As we wait for the US court’s ruling on the release of the Boston College archive material, it’s worth noting that there have been a number of recent articles in which some interested parties have made their views known.
A couple of weeks after a Boston Globe editorial called on the college to release the information requested, a joint op-ed from Ed Moloney and Anthony McIntyre appeared in the same paper. Accompanying it was a separate article from columnist Kevin Cullen arguing the same lines. Although neither addressed the points made in the editorial, nor those made elsewhere. Kevin Cullen was less strident, and more open about his sources, in a subsequent Irish Times article.
But perhaps the most bizarre intervention came from Niall O’Dowd, who clearly had the tinfoil wrapped a little too tightly at the time – claiming, as he did, that the 2010 publication of Voices from the Grave represented a breach of the confidentiality agreement between researchers and interviewees. That’s despite the fact that, as the title suggests, the two interviewees concerned had died prior to publication – as required by that confidentiality agreement.
O’Dowd’s website, Irish Central, has offered Anthony McIntyre a right of reply. And he’s taken it with gusto.
The preposterous suggestion that Boston College carried out a witch hunt against the Sinn Fein leader Gerry Adams is a figment of Niall O’Dowd’s imagination every bit as much as never having been a member of the IRA is a figment of Mr. Adams’ own imagination. Was the late Kader Asmal, via memoirs published after his death, also involved in a witch hunt against Mr Adams? What possible interest would Boston College have in making life difficult for Gerry Adams? It more than any other US university has worked diligently and assiduously in its promotion of the peace process of which Adams was one of the prime architects.
Niall O’Dowd may well seek to smear the people assigned by Boston College to conduct its research project, and by extension the college, but in doing so he has failed lamentably to make a convincing case that the Boston College research project worked towards a predetermined outcome. What he has achieved is a demonstration of his own proclivity for discriminating against journalists and researchers who have had the temerity to probe beyond the politically expedient narrative of the peace process.

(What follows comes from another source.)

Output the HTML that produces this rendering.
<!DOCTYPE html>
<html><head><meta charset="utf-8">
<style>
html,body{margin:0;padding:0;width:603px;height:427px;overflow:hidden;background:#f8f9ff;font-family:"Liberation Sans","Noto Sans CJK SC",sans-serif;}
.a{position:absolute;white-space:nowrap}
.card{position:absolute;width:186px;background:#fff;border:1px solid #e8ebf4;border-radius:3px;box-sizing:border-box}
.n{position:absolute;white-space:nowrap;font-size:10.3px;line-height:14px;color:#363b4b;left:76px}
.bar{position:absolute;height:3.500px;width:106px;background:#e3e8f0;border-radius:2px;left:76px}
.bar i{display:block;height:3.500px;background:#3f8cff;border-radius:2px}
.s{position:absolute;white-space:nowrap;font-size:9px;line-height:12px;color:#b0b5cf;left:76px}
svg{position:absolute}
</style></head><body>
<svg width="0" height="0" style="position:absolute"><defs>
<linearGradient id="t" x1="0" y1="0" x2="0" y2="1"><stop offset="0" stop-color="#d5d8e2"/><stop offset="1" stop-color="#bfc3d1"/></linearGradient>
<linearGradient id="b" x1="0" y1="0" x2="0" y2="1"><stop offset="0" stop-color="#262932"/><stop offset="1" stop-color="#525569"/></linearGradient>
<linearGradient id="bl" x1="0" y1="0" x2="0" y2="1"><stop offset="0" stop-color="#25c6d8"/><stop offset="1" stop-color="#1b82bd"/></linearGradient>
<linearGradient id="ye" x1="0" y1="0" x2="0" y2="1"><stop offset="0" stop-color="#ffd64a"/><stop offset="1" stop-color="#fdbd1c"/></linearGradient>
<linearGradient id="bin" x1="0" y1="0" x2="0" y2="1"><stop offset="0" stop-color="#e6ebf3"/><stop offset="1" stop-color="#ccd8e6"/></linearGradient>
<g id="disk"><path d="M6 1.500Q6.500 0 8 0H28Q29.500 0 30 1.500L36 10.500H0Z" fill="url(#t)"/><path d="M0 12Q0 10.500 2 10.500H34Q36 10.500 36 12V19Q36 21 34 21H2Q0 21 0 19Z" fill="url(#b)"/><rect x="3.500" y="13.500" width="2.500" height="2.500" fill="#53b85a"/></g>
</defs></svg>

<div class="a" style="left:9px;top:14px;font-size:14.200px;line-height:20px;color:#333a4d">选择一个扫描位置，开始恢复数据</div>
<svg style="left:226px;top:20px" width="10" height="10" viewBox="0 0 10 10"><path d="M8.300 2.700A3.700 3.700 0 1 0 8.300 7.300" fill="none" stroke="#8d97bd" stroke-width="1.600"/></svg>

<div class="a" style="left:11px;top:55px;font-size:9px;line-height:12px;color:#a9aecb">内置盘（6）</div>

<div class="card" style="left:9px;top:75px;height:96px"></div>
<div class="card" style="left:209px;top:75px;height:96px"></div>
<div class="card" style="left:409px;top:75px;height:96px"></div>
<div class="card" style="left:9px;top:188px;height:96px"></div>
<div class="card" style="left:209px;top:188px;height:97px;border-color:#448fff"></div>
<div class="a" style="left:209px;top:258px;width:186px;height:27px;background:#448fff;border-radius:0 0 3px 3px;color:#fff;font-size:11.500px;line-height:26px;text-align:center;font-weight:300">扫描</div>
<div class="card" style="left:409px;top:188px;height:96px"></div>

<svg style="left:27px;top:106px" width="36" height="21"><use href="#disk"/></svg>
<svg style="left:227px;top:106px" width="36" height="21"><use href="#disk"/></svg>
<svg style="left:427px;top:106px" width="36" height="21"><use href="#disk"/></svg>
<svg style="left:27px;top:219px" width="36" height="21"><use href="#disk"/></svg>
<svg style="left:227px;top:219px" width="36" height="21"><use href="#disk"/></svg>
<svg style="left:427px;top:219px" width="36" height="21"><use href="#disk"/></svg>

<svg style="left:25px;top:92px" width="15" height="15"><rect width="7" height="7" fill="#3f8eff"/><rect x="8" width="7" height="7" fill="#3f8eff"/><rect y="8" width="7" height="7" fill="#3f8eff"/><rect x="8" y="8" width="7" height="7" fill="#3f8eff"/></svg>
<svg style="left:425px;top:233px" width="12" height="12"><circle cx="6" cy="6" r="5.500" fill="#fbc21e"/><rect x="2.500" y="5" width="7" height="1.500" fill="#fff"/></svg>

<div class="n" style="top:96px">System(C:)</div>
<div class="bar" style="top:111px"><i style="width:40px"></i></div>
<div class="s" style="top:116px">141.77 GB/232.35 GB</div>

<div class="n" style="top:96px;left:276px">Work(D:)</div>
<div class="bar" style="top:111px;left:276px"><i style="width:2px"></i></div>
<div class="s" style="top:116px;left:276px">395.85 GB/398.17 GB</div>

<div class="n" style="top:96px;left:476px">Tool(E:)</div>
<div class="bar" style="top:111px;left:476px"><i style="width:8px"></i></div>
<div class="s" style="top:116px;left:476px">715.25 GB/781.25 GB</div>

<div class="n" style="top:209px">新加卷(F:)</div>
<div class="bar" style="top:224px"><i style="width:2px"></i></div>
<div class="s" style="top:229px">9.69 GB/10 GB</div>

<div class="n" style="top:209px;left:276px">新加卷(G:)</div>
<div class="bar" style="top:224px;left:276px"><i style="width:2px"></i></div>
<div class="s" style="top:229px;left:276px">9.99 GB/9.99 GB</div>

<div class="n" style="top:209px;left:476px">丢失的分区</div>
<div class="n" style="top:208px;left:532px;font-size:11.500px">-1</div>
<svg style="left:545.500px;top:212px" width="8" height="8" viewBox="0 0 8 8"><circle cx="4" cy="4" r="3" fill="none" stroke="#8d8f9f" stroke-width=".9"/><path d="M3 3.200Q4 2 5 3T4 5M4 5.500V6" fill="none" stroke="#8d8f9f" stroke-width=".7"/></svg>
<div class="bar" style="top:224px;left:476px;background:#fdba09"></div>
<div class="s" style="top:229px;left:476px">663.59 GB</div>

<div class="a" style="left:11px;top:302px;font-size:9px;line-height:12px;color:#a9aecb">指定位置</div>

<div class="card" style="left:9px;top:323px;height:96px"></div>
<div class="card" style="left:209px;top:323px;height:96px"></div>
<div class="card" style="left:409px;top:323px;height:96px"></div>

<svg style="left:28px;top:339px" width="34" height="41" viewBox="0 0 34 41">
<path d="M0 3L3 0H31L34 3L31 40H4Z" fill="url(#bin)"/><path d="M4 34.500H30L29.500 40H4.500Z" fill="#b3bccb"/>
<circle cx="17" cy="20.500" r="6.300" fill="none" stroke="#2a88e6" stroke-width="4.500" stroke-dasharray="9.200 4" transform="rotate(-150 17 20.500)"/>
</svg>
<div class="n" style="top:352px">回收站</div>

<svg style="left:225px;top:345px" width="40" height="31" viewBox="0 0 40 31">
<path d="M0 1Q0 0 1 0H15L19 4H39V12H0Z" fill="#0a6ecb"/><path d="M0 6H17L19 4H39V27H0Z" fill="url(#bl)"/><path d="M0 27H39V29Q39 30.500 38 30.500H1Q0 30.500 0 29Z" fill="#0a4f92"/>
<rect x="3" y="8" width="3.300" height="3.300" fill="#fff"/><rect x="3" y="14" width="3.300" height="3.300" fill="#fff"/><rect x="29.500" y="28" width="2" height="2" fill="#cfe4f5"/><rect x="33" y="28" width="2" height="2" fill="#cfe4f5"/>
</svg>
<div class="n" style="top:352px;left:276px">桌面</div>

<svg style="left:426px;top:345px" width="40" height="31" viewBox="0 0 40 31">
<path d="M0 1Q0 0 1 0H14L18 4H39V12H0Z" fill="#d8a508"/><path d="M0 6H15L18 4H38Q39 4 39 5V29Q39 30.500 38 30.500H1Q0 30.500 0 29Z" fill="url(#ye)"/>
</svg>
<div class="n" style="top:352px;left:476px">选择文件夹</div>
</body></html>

Whatever Niall O’Dowd’s motives in attacking the oral history project of Boston College the defense of academic integrity does not figure amongst them. He is merely behaving as an echo chamber for Sinn Fein exasperation that its version of history is not the sole thread in the historical tapestry. But in a milieu of intellectual pluralism he should expect no less.

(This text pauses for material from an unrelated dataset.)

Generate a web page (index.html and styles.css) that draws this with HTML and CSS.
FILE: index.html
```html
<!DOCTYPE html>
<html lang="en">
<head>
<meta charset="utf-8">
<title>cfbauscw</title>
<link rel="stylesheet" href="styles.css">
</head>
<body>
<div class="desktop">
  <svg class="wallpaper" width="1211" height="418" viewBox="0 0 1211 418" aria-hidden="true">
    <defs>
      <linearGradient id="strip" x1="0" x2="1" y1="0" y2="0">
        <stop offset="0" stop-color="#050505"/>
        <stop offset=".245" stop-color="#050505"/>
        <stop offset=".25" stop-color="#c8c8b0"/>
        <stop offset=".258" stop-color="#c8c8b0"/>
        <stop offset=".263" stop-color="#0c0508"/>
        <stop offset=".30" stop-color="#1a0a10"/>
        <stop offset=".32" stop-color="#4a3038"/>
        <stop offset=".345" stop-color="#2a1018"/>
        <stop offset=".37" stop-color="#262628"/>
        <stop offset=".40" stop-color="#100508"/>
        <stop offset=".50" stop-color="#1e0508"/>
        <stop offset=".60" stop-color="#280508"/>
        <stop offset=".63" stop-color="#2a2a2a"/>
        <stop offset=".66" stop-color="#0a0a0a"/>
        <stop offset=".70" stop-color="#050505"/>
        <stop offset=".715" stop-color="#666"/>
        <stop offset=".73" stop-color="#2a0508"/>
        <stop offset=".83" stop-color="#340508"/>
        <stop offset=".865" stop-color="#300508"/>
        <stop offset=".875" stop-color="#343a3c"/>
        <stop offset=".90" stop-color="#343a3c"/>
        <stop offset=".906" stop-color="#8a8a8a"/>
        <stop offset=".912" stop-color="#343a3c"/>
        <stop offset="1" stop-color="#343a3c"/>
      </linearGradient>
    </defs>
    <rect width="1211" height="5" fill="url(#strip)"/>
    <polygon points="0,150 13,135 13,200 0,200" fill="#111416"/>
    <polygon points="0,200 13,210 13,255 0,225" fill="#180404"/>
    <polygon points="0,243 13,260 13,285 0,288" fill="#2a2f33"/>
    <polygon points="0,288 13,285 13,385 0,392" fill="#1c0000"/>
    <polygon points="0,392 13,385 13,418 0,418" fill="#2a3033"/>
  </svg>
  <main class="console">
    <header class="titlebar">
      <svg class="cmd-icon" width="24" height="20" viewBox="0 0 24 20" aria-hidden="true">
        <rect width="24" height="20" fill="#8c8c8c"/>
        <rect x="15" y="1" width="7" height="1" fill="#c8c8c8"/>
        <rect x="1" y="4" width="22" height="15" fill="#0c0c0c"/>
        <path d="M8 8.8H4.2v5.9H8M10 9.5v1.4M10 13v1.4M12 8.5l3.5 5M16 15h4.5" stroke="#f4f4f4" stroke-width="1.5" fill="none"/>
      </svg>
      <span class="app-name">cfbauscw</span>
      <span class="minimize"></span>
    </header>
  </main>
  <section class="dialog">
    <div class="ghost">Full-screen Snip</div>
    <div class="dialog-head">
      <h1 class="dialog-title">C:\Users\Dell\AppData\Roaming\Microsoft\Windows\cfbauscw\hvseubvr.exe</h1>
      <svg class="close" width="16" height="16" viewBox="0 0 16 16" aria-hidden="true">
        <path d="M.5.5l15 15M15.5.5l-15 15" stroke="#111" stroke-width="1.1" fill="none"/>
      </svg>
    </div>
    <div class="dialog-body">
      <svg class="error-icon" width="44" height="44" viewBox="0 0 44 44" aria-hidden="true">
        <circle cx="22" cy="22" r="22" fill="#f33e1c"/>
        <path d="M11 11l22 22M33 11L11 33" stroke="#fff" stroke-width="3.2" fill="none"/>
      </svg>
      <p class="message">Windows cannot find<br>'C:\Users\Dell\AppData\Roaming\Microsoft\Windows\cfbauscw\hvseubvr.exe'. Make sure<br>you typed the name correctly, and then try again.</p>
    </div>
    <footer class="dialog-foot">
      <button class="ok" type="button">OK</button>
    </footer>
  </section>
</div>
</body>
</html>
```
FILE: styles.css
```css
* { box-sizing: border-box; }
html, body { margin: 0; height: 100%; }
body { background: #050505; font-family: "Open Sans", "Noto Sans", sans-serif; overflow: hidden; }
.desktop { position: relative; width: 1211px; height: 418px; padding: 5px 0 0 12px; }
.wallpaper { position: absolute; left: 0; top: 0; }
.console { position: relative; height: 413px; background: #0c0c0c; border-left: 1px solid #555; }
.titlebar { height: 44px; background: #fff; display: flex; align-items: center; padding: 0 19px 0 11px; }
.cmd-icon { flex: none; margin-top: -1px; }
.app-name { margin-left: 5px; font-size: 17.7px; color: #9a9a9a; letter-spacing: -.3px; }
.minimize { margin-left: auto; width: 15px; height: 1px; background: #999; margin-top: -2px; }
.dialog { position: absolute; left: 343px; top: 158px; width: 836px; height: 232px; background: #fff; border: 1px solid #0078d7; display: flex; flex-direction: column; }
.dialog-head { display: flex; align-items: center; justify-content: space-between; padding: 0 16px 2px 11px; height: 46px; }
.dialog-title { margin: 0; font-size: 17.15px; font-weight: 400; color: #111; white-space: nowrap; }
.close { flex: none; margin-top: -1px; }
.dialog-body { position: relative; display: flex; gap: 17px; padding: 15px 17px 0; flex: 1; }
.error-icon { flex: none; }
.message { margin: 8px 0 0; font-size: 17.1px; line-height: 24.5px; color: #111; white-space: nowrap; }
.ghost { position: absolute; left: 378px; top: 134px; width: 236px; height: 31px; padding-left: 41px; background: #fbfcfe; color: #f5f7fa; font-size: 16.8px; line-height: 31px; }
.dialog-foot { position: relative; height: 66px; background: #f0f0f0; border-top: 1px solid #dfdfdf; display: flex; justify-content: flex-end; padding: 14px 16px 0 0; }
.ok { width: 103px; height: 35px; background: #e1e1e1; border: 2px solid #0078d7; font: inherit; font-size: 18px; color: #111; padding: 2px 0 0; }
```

In his Periscope broadside he accused Boston College of having hired anti-Adams researchers. He fails to make the point that both myself and Ed Moloney are considered well outside the confines of Boston College as competent analysts. We brought a measure of certifiable journalistic and academic acumen to the task at hand. Perhaps had we lacked qualifications, were members of Sinn Fein and interviewed people who would testify to Gerry Adams history of non involvement in the IRA, we might have satisfied his rigorous criteria as to what constitutes a non biased research team.
What none of the main protagonists have done so far, prefering instead to question the motives behind the subpoenas, is address points raised some time ago.

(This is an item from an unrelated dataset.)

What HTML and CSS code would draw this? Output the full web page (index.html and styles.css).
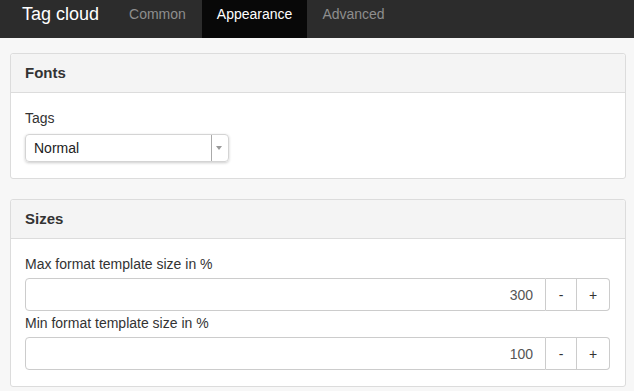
FILE: index.html
```html
<!DOCTYPE html>
<html lang="en">
<head>
  <meta charset="UTF-8">
  <title>Tag cloud</title>
  <link rel="stylesheet" href="styles.css">
</head>
<body>

<!-- top navigation -->
<div class="navbar">
  <span class="brand">Tag cloud</span>
  <a class="tab">Common</a>
  <a class="tab active">Appearance</a>
  <a class="tab">Advanced</a>
</div>

<div class="content">

  <!-- fonts -->
  <div class="panel">
    <div class="panel-heading">Fonts</div>
    <div class="panel-body">
      <label class="field-label">Tags</label>
      <div class="select">
        <span class="select-value">Normal</span>
        <span class="select-arrow"></span>
      </div>
    </div>
  </div>

  <!-- sizes -->
  <div class="panel">
    <div class="panel-heading">Sizes</div>
    <div class="panel-body">
      <label class="field-label tight">Max format template size in %</label>
      <div class="spinner">
        <input type="text" value="300" />
        <button class="minus">-</button>
        <button class="plus">+</button>
      </div>
      <label class="field-label tight second">Min format template size in %</label>
      <div class="spinner">
        <input type="text" value="100" />
        <button class="minus">-</button>
        <button class="plus">+</button>
      </div>
    </div>
  </div>

</div>

</body>
</html>
```

FILE: styles.css
```css
body {
  margin: 0; background-color: #f7f7f7;
  font-family: "Liberation Sans", Arial, sans-serif; color: #333;
}

.navbar {
  display: flex; height: 38px; background-color: #2c2c2c; padding-left: 7px;
}
.brand {
  padding: 4px 15px 0; font-size: 18px; line-height: 20px; color: #fff;
}
.tab {
  padding: 5px 15px 0; font-size: 14px; line-height: 18px; color: #8e8e8e;
}
.tab.active { background-color: #080808; color: #fff; margin-left: 1px; }

.content { padding: 15px 8px 0 10px; }

.panel {
  background-color: #fff; border: 1px solid #dcdcdc; border-radius: 3px;
  margin-bottom: 20px;
}
.panel-heading {
  background-color: #f4f4f4; border-bottom: 1px solid #dcdcdc;
  padding: 10px 14px; font-size: 15px; line-height: 18px; font-weight: bold;
  border-radius: 3px 3px 0 0;
}
.panel-body { padding: 15px 15px 16px 14px; }

.field-label {
  display: block; font-size: 14px; line-height: 20px; margin-bottom: 6px;
}
.field-label.tight { margin-bottom: 4px; }
.field-label.second { margin-top: 2px; }

.select {
  display: flex; width: 202px; height: 26px; border: 1px solid #d4d4d4;
  border-radius: 4px; box-shadow: 0 1px 3px rgba(0, 0, 0, 0.2);
}
.select-value {
  flex: 1; padding-left: 8px; font-size: 14px; line-height: 26px; color: #222;
  border-right: 1px solid #aaa;
}
.select-arrow {
  width: 16px; position: relative;
}
.select-arrow::after {
  content: ""; position: absolute; left: 4px; top: 11px;
  border-left: 3px solid transparent; border-right: 3px solid transparent;
  border-top: 4px solid #999;
}

.spinner { display: flex; height: 33px; }
.spinner input {
  flex: 1; min-width: 0; box-sizing: border-box; height: 33px;
  border: 1px solid #ccc; border-radius: 4px 0 0 4px; padding: 0 12px;
  font-family: inherit; font-size: 14px; color: #555; text-align: right;
}
.spinner button {
  height: 33px; border: 1px solid #ccc; border-left: none; background-color: #fff;
  font-family: inherit; font-size: 14px; color: #333; padding: 0;
}
.spinner .minus { width: 31px; }
.spinner .plus { width: 33px; border-radius: 0 4px 4px 0; }
```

John A. Neuenschwander, an emeritus professor of history at Carthage College in Wisconsin and author of “A Guide to Oral History and the Law,’’ said institutions and researchers have an obligation to defend confidentiality agreements, but they also should warn subjects that they may not override a subpoena.
“You need to alert people that you seal the interview for, that you may not be able to prevent it from being picked up by a subpoena and going to court,’’ Neuenschwander said.
Neither have they addressed the points made by the US Department of Justice.
As for the timing of the subpoenas for the college’s archival material, the March 2010 publication of Voices from the Grave and the later publication of an interview with Dolours Price, noted via Mick by Liam Clarke, would seem to be sufficient explanation – those were the first details to emerge in public of the specific information the archive actually contained.